[lbo-talk] Jews and Revelation
C. G. Estabrook
galliher at alexia.lis.uiuc.edu
Thu Feb 12 22:15:21 PST 2004
Sandra Bernhard on TV last night explained her devotion to Qabbalah to a
rather bemused but game Warren Sapp. That aside, the Abrahamic religions
(Christianity, Judaism, Islam) have at least two things in common: (1) a
unique idea of God, amounting to atheism in the usual conception of the
gods, and (2) the notion that this non-god has somehow spoken. They
differ on what they see as the preeminent example of God's
self-communication -- Torah, Jesus, or Qur'an. And all three allow for
but are uncomfortable with mysticism (which according to the old Catholic
bromide, "begins in mist, centers on I, and ends in schism"). --CGE
On Thu, 12 Feb 2004, andie nachgeborenen wrote:
> Moses was the last non-Chassidic Jew to have a direct line to God.
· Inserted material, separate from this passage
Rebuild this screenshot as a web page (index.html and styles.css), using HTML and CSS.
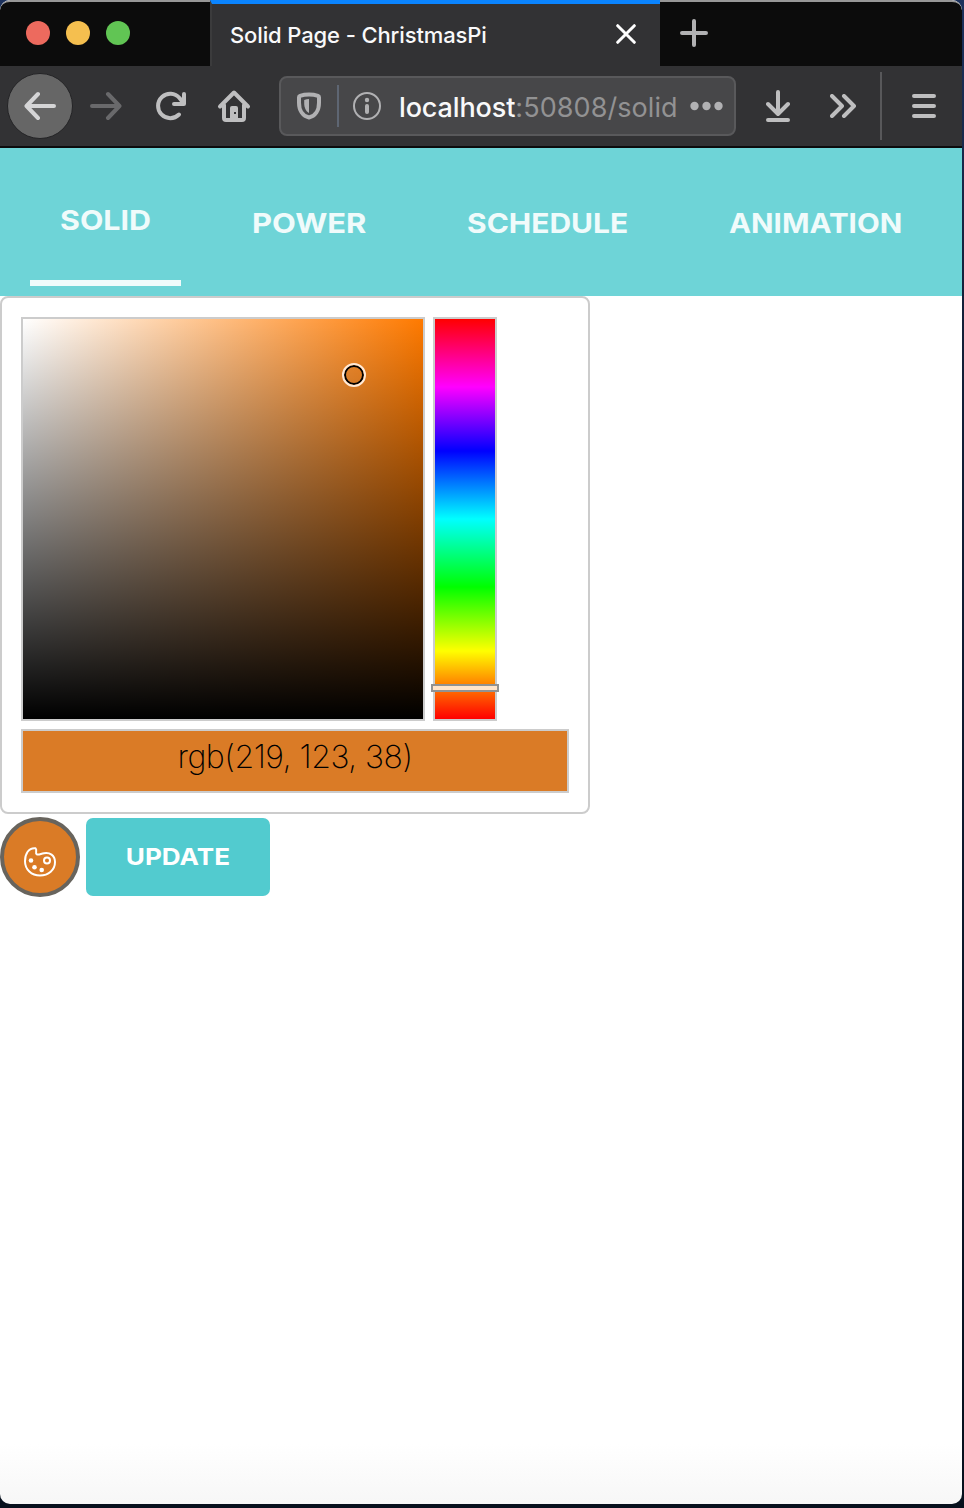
FILE: index.html
```html
<!DOCTYPE html>
<html lang="en">
<head>
<meta charset="utf-8">
<title>Solid Page - ChristmasPi</title>
<link rel="stylesheet" href="styles.css">
</head>
<body>
<div class="window">
  <header class="tabbar">
    <div class="lights"><i class="light red"></i><i class="light yellow"></i><i class="light green"></i></div>
    <div class="tab"><span class="tab-title">Solid Page - ChristmasPi</span>
      <svg class="close" width="20" height="20" viewBox="0 0 20 20"><path d="M1.7 1.7 18.3 18.3M18.3 1.7 1.7 18.3"/></svg>
    </div>
    <svg class="plus" width="28" height="28" viewBox="0 0 28 28"><path d="M14 2v24M2 14h24"/></svg>
  </header>
  <div class="toolbar">
    <div class="back"><svg width="32" height="32" viewBox="0 0 32 32"><path d="M30 16H3M14 4 2.5 16 14 28"/></svg></div>
    <svg class="icon forward" width="32" height="32" viewBox="0 0 32 32"><path d="M2 16h27M18 4l11.5 12L18 28"/></svg>
    <svg class="icon reload" width="32" height="32" viewBox="0 0 32 32"><path d="M24 24.500A12.200 12.200 0 1 1 24.500 8L28 12.500M29 4v10H19"/></svg>
    <svg class="icon home" width="34" height="34" viewBox="0 0 34 34"><path d="M3 17.500 17 3.500 31 17.500M7 16V29Q7 31 9 31H25Q27 31 27 29V16"/><path class="fill" d="M13 31V19q0-2 2-2h4q2 0 2 2v12z"/><path class="knob" d="M17 23h2v2h-2z"/></svg>
    <div class="urlbar">
      <svg class="shield" width="26" height="30" viewBox="0 0 26 30"><path class="ring" d="M13 3.500C9.500 3.500 6.500 4 4 4.800c-.8.300-1 .7-1 1.500v5.500c0 8 4 13.500 10 14.700C19 25.300 23 19.800 23 11.800v-5.500c0-.800-.200-1.200-1-1.500C19.500 4 16.500 3.500 13 3.500z"/><path class="fill" d="M13 8v14c-3-1.500-4.800-5.500-4.800-9.500V9C9.800 8.400 11.500 8.100 13 8z"/></svg>
      <span class="split"></span>
      <svg class="info" width="28" height="28" viewBox="0 0 28 28"><circle class="ring" cx="14" cy="14" r="13"/><circle class="fill" cx="14" cy="8" r="2.200"/><path class="stem" d="M14 14v6"/></svg>
      <span class="url"><b>localhost</b>:50808/solid</span>
      <svg class="dots" width="33" height="10" viewBox="0 0 33 10"><circle cx="4.500" cy="5" r="4.200"/><circle cx="16.500" cy="5" r="4.200"/><circle cx="28.500" cy="5" r="4.200"/></svg>
    </div>
    <svg class="icon download" width="24" height="32" viewBox="0 0 24 32"><path d="M12 2v21M2 14l10 10 10-10M2 30h20"/></svg>
    <svg class="icon more" width="28" height="24" viewBox="0 0 28 24"><path d="M2 2l10 10L2 22M14 2l10 10-10 10"/></svg>
    <span class="rule"></span>
    <svg class="icon menu" width="24" height="24" viewBox="0 0 24 24"><path d="M2 2h20M2 12h20M2 22h20"/></svg>
  </div>
  <nav class="nav">
    <a class="link active"><span class="t1">SOLID</span></a>
    <a class="link"><span class="t2">POWER</span></a>
    <a class="link"><span class="t3">SCHEDULE</span></a>
    <a class="link"><span class="t4">ANIMATION</span></a>
  </nav>
  <main>
    <section class="picker">
      <div class="areas">
        <div class="shade"><i class="cursor"></i></div>
        <div class="hue"><i class="slider"></i></div>
      </div>
      <div class="value"><span>rgb(219, 123, 38)</span></div>
    </section>
    <div class="actions">
      <button class="swatch"><svg width="34" height="32" viewBox="0 0 34 32"><path d="M12.500 2.200C5.500 1.500 2 8 2 15.200 2 23.500 8.500 29.500 17 29.500s15-5.500 15-13.500c0-7-5.500-9.800-11-8.800-3.500.700-5.500 2-7.200 1.200-2.100-1.200.8-4.500-1.300-6.200z"/><circle cx="24" cy="14.500" r="3"/><circle class="dot" cx="8" cy="14.500" r="2.300"/><circle class="dot" cx="11.500" cy="21.300" r="2.300"/><circle class="dot" cx="18.700" cy="24" r="2.300"/></svg></button>
      <button class="update"><span>UPDATE</span></button>
    </div>
  </main>
</div>
</body>
</html>
```
FILE: styles.css
```css
* { box-sizing: border-box; }
body { margin: 0; height: 1508px; background: linear-gradient(#1c315c, #142039 20%, #07101d); overflow: hidden; font-family: Inter, "Liberation Sans", sans-serif; }
svg { display: block; flex: none; fill: none; stroke-linecap: round; stroke-linejoin: round; }
.window { width: 962px; height: 1504px; border-radius: 10px; overflow: hidden; background: linear-gradient(#fff 96%, #f7f7f7); }
.tabbar { height: 66px; display: flex; background: #0c0c0c; border-top: 2px solid #989898; border-radius: 10px 10px 0 0; }
.lights { width: 210px; display: flex; gap: 16px; padding: 19px 0 0 26px; }
.light { width: 24px; height: 24px; border-radius: 50%; }
.red { background: #ed6a5e; }
.yellow { background: #f5bf4f; }
.green { background: #61c554; }
.tab { width: 450px; height: 66px; margin-top: -2px; background: #323234; border-left: 2px solid #3b3b3c; border-top: 4px solid #0a84ff; display: flex; align-items: center; justify-content: space-between; padding: 0 24px 0 18px; color: #f9f9fa; }
.tab-title { font-size: 22px; font-weight: 500; letter-spacing: -0.12px; white-space: nowrap; margin-top: -1px; }
.close { stroke: #fff; stroke-width: 3; margin-top: -2px; }
.plus { stroke: #b1b1b3; stroke-width: 4; margin: 17px 0 0 20px; }
.toolbar { height: 82px; background: #323234; border-bottom: 2px solid #0c0c0d; display: flex; align-items: center; padding-left: 7px; }
.back { width: 66px; height: 66px; border-radius: 50%; background: #666; border: 1px solid #242426; display: flex; align-items: center; justify-content: center; flex: none; }
.back svg { stroke: #d5d5d6; stroke-width: 4; }
.icon { stroke: #bebebf; stroke-width: 4; }
.forward { margin-left: 17px; stroke: #69696b; }
.reload { margin-left: 33px; }
.home { margin-left: 30px; }
.home .fill { fill: #bebebf; stroke: none; }
.home .knob { fill: #323234; stroke: none; }
.urlbar { width: 457px; height: 60px; margin-left: 28px; border: 2px solid #59595b; border-radius: 8px; background: #474749; display: flex; align-items: center; padding-left: 15px; flex: none; }
.shield .ring { stroke: #b1b1b3; stroke-width: 4; }
.shield .fill, .info .fill { fill: #b1b1b3; }
.split { width: 2px; height: 42px; background: #5e6673; margin: 0 14px 0 15px; flex: none; }
.info .ring { stroke: #b1b1b3; stroke-width: 2; }
.stem { stroke: #b1b1b3; stroke-width: 4; }
.url { width: 291px; margin-left: 18px; white-space: nowrap; font-size: 27px; letter-spacing: 0.08px; color: #929293; padding-top: 2px; flex: none; }
.url b { font-weight: 500; letter-spacing: -0.12px; color: #f9f9fa; }
.dots { fill: #b1b1b3; }
.download { margin-left: 30px; }
.more { margin-left: 40px; }
.rule { width: 2px; height: 68px; background: #58585a; margin-left: 22px; }
.menu { margin-left: 30px; }
.nav { height: 148px; background: #6ed4d7; display: flex; align-items: flex-start; gap: 41px; padding: 10px 30px 0; }
.link { height: 128px; padding: 1px 30px 0; display: flex; align-items: center; color: #f0fbfb; font-size: 27.5px; font-weight: 700; white-space: nowrap; }
.link span { display: block; transform-origin: left; }
.active { border-bottom: 6px solid #f0fbfb; }
.t1 { width: 91px; transform: scaleX(1.105); }
.t2 { width: 114px; transform: scaleX(1.125); }
.t3 { width: 161px; transform: scaleX(1.09); }
.t4 { width: 172px; transform: scaleX(1.075); }
.picker { width: 590px; height: 518px; border: 2px solid #ccc; border-radius: 8px; padding: 19px; background: #fff; }
.areas { display: flex; gap: 8px; }
.shade { position: relative; width: 404px; height: 404px; border: 2px solid #ccc; background: linear-gradient(to top, #000, transparent), linear-gradient(to right, #fff, #ff7a00); }
.cursor { position: absolute; left: 319px; top: 44px; width: 24px; height: 24px; border-radius: 50%; border: 2px solid #ffe9d6; box-shadow: inset 0 0 0 2px #000; }
.hue { position: relative; width: 64px; height: 404px; border: 2px solid #ccc; background: linear-gradient(#f00, #f0f 17%, #00f 33%, #0ff 50%, #0f0 67%, #ff0 83%, #f00); }
.slider { position: absolute; left: -4px; top: 365px; width: 68px; height: 8px; border: 2px solid #929292; background: #ffe4cb; }
.value { width: 548px; height: 64px; margin-top: 8px; border: 2px solid #ccc; background: #da7b26; display: flex; justify-content: center; padding-top: 3px; font-family: Inter, sans-serif; font-weight: 200; font-size: 32px; letter-spacing: -0.5px; line-height: 46px; white-space: nowrap; }
.actions { display: flex; gap: 6px; padding-top: 3px; }
.swatch { width: 80px; height: 80px; border: 4px solid #68645d; border-radius: 50%; background: #da7b26; padding: 10px 0 0; display: flex; align-items: center; justify-content: center; }
.swatch svg { stroke: #fff; stroke-width: 2; }
.swatch .dot { fill: #fff; stroke: none; }
.update { width: 184px; height: 78px; margin-top: 1px; padding: 0 0 2px; border: 0; border-radius: 7px; background: #52cbcf; color: #fff; font: 700 23.5px Inter, sans-serif; }
.update span { display: inline-block; transform: scaleX(1.11); }
```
He
> gave us the Law, which God gave to him, and from then till now, the
> Chassids aside, that's what we have have had. There's no Revealed
> Truth beyond the Shema (which says that Adonai is the one God of
> Israel, and no more), there is a book of rules. Unlike Christians, for
> whom revelation is an important force in the hisrorical and current
> life of religion, it has not been for Jews, the lunatic fringe of the
> Chassids (and the Kabbalists) aside. Really truly! Btw I hear Madonna
> has become A Kabbalist, is this true, Doug?